Je suis d’accord avec le Comité qui constate une violation des droits que les auteurs tiennent de l’article 18 du Pacte. L’État partie n’a pas suffisamment montré en quoi punir les auteurs pour avoir refusé d’accomplir un service militaire en invoquant des raisons de conscience, sans leur donner la possibilité d’effectuer un service de remplacement, représente une restriction à leur droit de manifester leurs convictions, tel qu’il est consacré au paragraphe 1 de l’article 18 du Pacte, qui est justifiée et nécessaire à la protection de la sécurité, de l’ordre public et de la santé publique, ou de la morale ou des libertés et des droits fondamentaux d’autrui, comme le prévoit le paragraphe 3 de cet article. Par conséquent, l’affaire aurait dû être tranchée sur le même fondement que l’avaient été les communications nos 1321 et 1322/2004.
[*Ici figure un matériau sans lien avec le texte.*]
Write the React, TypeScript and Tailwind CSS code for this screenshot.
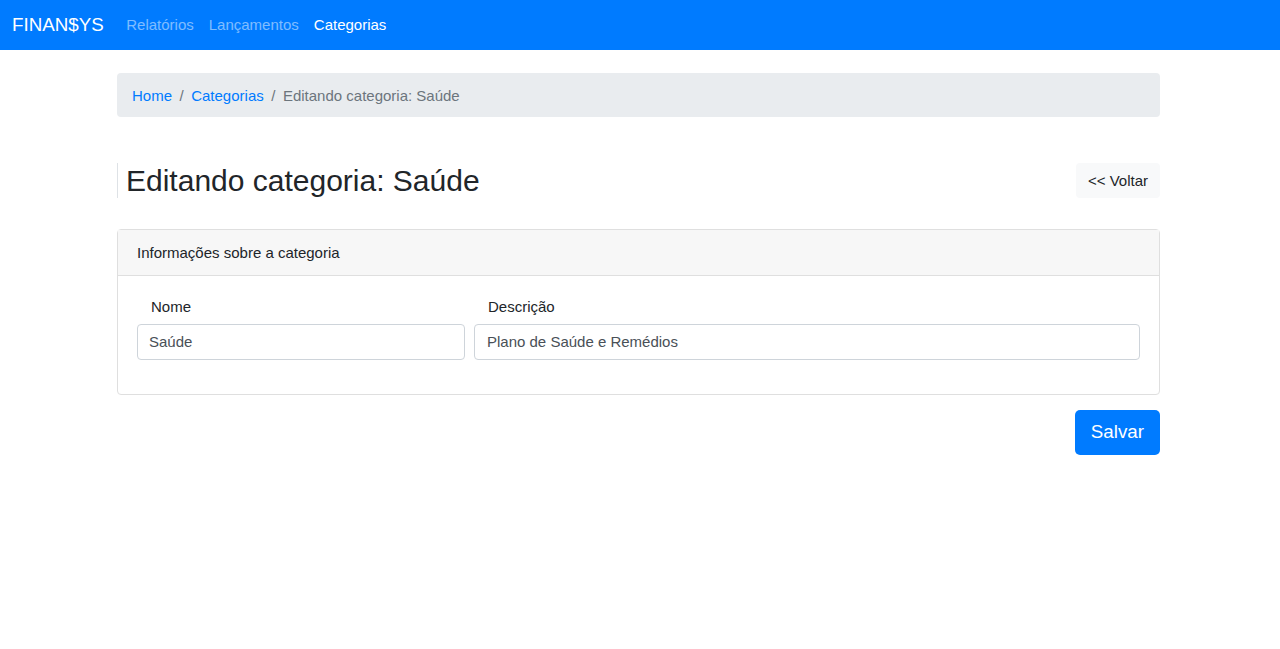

Je continue d’avoir les plus grandes réserves au sujet du raisonnement suivi par la majorité dans l’affaire Atasoy et Sarkut c. Turquie et repris dans la présente affaire. Au paragraphe 7.3, la majorité rappelle le paragraphe 11 de l’Observation générale no 22 (1993) du Comité en soulignant que le droit à l’objection de conscience est déduit de l’article 18, «dans la mesure où l’obligation d’employer la force au prix de vies humaines peut être gravement en conflit avec la liberté de conscience». La conclusion de la majorité est que le service militaire obligatoire sans possibilité de service civil de remplacement oblige un individu à déclarer ou non ses convictions, en violation de cette liberté.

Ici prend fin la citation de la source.